La violence coloniale a été en effet largement sous-estimée. Or, racisme génocidaire et racisme colonial ont une structure commune, une structure élémentaire de la haine, qui s’exprime de la même façon dans les deux cas par la hantise de la contamination, comme l’a montré l’historien Henry Méchoulan[1] à propos des lois de pureté du sang dans l’Espagne catholique de 1492. Cette crainte de la souillure par le moindre contact, on la retrouve aussi bien dans l’esclavage, la colonisation et l’antisémitisme. Elle explique à la fois l’étoile jaune pour les juifs pendant la Seconde Guerre mondiale, et la règle de l’unique goutte de sang dans le système ségrégationniste américain, qui fait d’une personne avec un seul ancêtre noir, un Noir.
Les mouvements antiracistes qui apparaissent dans les années 2000 tirent la leçon des échecs de l’antiracisme classique (celui de la LICRA (auparavant LICA), de SOS Racisme, du MRAP).
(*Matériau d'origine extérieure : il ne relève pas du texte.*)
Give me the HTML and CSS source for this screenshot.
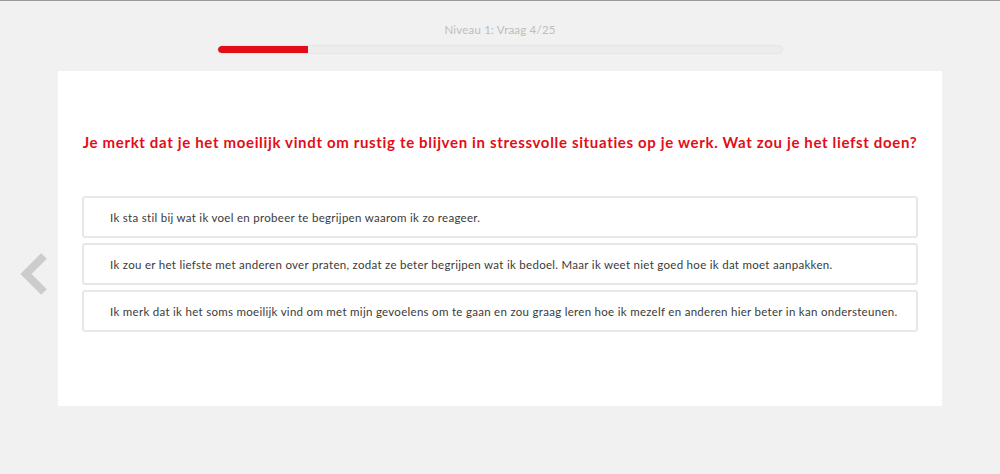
FILE: index.html
```html
<!DOCTYPE html>
<html lang="nl">
<head>
  <meta charset="UTF-8" />
  <meta name="viewport" content="width=device-width, initial-scale=1" />
  <title>Niveau 1 - Vraag 4/25</title>
  <link rel="stylesheet" href="styles.css">
</head>
<body>
<header class="progress-head">
  <p class="progress-label">Niveau 1: Vraag 4/25</p>
  <div class="progress-track">
    <div class="progress-fill" style="width: 16%"></div>
  </div>
</header>

<main class="quiz">
  <a href="#" class="prev" aria-label="Vorige vraag">
    <svg width="30" height="44" viewBox="0 0 30 44" aria-hidden="true">
      <path d="M25 4 L7 22 L25 40" fill="none" stroke="#cccccc" stroke-width="8" stroke-linejoin="miter"/>
    </svg>
  </a>

  <section class="card">
    <h1 class="question">Je merkt dat je het moeilijk vindt om rustig te blijven in stressvolle situaties op je werk. Wat zou je het liefst doen?</h1>
    <ul class="answers">
      <li class="answer">Ik sta stil bij wat ik voel en probeer te begrijpen waarom ik zo reageer.</li>
      <li class="answer">Ik zou er het liefste met anderen over praten, zodat ze beter begrijpen wat ik bedoel. Maar ik weet niet goed hoe ik dat moet aanpakken.</li>
      <li class="answer">Ik merk dat ik het soms moeilijk vind om met mijn gevoelens om te gaan en zou graag leren hoe ik mezelf en anderen hier beter in kan ondersteunen.</li>
    </ul>
  </section>
</main>
</body>
</html>
```

FILE: styles.css
```css
html, body {
  height: 100%;
}
body {
  font-family: 'Lato', 'Open Sans', sans-serif;
  margin: 0; padding: 0;
  background: #f1f1f1;
  color: #333;
  border-top: 1px solid #999;
  box-sizing: border-box;
}
.progress-head {
  width: 566px;
  margin: 0 auto;
  padding-top: 21px;
}
.progress-label {
  margin: 0;
  text-align: center;
  font-size: 11.5px;
  line-height: 16px;
  color: #bdbdbd;
  letter-spacing: 0.2px;
}
.progress-track {
  margin-top: 7px;
  height: 9px;
  background: #ececec;
  border: 1px solid #e6e6e6;
  border-radius: 5px;
  overflow: hidden;
  box-sizing: border-box;
}
.progress-fill {
  height: 100%;
  background: #e20d17;
  border-radius: 4px 0 0 4px;
}
.quiz {
  position: relative;
  margin-top: 17px;
}
.prev {
  position: absolute;
  left: 19px;
  top: 181px;
}
.card {
  width: 884px;
  margin: 0 auto;
  background: #fff;
  padding: 59px 24px 74px;
  box-sizing: border-box;
}
.question {
  margin: 0;
  text-align: center;
  color: #e20d17;
  font-size: 15px;
  line-height: 24px;
  font-weight: 700;
  letter-spacing: 0.66px;
}
.answers {
  list-style: none;
  margin: 42px 0 0;
  padding: 0;
  display: flex;
  flex-direction: column;
  gap: 5px;
}
.answer {
  border: 2px solid #e8e8e8;
  border-radius: 3px;
  padding: 0 8px 0 26px;
  height: 42px;
  display: flex;
  align-items: center;
  white-space: nowrap;
  font-size: 11.5px;
  color: #3a3a3a;
  letter-spacing: 0.29px;
  box-sizing: border-box;
}
```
Elles soulignent que le célèbre « Touche pas à mon pote » de SOS Racisme, revient certes à considérer les descendants de l’immigration postcoloniale comme des sujets à soutenir, mais sans leur donner directement la parole. Or, précisément, ce qui caractérise la nouvelle génération antiraciste à partir des années 2000, c’est le refus d’un tel paternalisme.
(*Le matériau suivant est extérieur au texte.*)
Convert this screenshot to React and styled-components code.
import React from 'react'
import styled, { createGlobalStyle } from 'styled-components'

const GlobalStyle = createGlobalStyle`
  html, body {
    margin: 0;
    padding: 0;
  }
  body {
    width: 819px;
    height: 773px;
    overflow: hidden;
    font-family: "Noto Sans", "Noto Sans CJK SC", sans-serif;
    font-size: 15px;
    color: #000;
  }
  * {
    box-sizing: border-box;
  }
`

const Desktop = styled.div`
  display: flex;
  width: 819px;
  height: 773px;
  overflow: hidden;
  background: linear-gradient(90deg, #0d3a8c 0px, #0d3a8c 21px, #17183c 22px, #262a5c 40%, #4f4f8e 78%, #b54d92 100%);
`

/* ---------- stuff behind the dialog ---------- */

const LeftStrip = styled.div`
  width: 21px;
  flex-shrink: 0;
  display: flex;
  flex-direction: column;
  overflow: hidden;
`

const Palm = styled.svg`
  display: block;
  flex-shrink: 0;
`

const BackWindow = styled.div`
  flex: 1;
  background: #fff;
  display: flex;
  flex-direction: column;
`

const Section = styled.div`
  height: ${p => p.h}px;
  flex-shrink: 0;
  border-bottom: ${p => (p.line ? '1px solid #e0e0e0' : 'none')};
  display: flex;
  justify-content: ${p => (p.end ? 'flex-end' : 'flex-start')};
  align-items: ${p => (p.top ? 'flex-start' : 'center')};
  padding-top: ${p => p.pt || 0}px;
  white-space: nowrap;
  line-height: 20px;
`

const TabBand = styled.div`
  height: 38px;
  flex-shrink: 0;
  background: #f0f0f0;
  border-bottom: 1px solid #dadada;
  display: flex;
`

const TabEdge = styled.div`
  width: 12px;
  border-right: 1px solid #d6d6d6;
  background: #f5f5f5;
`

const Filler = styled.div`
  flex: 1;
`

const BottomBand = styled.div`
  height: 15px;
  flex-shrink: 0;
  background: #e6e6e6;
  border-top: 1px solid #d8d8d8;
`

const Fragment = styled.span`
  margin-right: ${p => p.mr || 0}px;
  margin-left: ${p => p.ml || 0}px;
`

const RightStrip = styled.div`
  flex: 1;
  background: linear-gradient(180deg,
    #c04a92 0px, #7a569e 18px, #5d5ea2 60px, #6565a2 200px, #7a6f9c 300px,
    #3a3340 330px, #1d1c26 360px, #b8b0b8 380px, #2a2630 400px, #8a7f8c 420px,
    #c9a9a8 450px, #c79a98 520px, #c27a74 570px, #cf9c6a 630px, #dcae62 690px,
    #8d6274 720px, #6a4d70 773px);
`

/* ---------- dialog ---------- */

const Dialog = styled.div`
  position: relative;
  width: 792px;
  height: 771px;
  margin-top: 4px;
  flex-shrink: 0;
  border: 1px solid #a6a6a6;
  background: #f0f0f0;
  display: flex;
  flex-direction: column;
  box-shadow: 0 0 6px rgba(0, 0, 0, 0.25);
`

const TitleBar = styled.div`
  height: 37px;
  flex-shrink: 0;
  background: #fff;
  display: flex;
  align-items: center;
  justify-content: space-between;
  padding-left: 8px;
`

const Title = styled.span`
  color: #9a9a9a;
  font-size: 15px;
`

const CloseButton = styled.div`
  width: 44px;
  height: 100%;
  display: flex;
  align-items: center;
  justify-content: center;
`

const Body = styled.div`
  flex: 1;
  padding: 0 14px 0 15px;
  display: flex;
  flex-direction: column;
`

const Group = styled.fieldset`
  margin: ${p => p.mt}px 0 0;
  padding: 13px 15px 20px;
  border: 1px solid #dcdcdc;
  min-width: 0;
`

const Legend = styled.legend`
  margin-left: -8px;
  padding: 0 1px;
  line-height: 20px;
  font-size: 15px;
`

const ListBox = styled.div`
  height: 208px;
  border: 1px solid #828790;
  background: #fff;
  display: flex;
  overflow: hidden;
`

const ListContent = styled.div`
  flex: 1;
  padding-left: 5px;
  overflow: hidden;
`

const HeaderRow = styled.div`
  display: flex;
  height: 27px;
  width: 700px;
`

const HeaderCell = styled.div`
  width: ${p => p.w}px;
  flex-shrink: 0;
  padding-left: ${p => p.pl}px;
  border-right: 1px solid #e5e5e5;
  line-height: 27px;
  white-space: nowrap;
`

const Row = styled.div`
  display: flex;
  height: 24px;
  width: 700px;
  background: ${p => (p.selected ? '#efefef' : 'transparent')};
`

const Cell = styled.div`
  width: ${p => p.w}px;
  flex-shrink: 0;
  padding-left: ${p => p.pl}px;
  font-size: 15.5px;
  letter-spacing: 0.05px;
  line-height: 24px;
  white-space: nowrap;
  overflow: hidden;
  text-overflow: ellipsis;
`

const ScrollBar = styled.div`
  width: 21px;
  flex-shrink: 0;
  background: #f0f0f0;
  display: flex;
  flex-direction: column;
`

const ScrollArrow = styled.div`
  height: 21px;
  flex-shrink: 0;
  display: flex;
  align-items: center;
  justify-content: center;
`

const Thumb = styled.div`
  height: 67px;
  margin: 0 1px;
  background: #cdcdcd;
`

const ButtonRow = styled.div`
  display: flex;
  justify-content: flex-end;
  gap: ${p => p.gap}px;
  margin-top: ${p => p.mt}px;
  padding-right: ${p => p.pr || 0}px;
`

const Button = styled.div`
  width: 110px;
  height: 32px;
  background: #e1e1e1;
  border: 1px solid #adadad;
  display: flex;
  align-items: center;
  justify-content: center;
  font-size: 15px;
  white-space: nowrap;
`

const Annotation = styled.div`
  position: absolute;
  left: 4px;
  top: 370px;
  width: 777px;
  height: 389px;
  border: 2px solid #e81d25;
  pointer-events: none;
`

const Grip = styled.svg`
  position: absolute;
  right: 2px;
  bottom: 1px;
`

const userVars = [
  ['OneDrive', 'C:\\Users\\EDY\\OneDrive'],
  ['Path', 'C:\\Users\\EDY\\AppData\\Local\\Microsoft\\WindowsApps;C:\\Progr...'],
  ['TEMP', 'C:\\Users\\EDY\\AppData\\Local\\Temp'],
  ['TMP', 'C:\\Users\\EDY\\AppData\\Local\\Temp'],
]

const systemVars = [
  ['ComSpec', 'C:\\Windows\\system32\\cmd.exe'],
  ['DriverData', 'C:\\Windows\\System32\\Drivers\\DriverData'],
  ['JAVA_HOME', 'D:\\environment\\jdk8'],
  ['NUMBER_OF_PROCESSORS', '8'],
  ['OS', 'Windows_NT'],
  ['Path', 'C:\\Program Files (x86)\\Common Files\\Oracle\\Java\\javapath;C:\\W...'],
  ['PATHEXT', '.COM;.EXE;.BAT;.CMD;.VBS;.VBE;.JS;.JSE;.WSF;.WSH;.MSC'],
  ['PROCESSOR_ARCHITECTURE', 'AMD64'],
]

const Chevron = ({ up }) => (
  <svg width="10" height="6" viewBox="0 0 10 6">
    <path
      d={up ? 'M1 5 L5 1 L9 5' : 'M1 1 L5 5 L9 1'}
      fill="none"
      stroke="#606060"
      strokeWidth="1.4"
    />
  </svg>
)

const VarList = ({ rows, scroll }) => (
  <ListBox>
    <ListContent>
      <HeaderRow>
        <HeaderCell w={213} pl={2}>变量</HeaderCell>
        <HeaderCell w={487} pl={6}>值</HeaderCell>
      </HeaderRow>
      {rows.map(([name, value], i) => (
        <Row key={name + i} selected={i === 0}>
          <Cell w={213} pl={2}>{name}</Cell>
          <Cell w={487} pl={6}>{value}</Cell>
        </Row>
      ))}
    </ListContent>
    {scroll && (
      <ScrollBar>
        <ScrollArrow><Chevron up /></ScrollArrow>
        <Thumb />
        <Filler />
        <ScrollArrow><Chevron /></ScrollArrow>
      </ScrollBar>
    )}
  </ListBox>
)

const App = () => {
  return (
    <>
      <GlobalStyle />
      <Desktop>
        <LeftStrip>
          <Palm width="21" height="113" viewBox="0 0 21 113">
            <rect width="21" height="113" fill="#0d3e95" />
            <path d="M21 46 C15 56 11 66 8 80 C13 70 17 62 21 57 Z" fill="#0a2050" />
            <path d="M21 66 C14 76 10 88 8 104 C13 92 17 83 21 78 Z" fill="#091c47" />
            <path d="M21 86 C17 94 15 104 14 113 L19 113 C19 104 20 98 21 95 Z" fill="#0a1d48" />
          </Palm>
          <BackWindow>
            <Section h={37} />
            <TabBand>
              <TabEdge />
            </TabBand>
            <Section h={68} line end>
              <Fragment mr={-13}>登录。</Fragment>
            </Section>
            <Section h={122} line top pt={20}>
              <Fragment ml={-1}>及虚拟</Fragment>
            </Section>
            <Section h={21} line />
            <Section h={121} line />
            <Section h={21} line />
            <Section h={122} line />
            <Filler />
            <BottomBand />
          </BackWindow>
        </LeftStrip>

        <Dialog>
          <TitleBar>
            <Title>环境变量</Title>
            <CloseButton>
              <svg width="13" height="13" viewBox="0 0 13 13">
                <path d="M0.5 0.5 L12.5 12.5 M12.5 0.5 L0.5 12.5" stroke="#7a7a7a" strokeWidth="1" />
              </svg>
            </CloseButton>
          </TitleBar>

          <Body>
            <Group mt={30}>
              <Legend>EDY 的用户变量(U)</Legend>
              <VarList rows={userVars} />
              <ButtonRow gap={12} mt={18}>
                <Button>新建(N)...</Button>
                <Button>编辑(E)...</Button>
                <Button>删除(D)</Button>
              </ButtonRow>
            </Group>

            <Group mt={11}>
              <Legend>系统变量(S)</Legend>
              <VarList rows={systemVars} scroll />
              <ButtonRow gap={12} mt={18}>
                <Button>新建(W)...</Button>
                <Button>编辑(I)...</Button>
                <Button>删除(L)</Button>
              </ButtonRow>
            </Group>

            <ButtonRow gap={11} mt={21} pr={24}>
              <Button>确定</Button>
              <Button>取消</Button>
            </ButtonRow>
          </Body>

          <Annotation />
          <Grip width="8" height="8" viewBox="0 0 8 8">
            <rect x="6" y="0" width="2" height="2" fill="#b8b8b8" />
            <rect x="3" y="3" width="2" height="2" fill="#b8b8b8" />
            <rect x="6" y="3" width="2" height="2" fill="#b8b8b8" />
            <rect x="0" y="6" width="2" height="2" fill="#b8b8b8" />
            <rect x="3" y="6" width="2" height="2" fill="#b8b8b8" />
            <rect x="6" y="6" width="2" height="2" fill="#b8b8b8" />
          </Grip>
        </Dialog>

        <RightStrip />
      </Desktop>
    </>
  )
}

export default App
En outre, elle fait le constat que la politique d’indifférence à la couleur a échoué. Il faut désormais mettre en avant les identités dites raciales parce que la race a des effets discriminants sur les individus à qui on attribue une race non-blanche (les « racisés »). À cet égard, j’accorde une grande importance aux analyses du philosophe américain d’origine ghanéenne Kwame Anthony Appiah. Sa position est, pourrait-on dire, « éliminativiste » (sémantiquement) : parler de « races » entretient le racisme, et l’on ne saurait lui donner tort en songeant aux connotations essentialistes du terme, telles qu’elles étaient défendues par les sciences naturelles et l’anthropologie physique d’autrefois, pour qui l’appartenance à une race renvoyait à un ensemble de caractéristiques psychologiques et morales. Mais Appiah reconnaît des identités raciales, lesquelles sont évidemment le produit de l’assignation subie. Et, écrit-il, il est crucial de se pencher sur la façon dont les gens pensent en matière de race : « On peut avoir besoin de comprendre ce qui se dit de la “sorcellerie” dans une culture qui possède un tel concept, afin de comprendre comment les gens y réagissent sur le plan cognitif et sur celui de l’action : et cela, que l’on croie ou non à la réalité des sorciers.[2] » L’existence des sorcières se mesure, en quelque sorte, à l’impact que cette croyance a sur la vie de nombreuses femmes. De la même façon, la race n’existe pas, mais les identités raciales sont bien présentes et elles affectent les personnes qui les portent.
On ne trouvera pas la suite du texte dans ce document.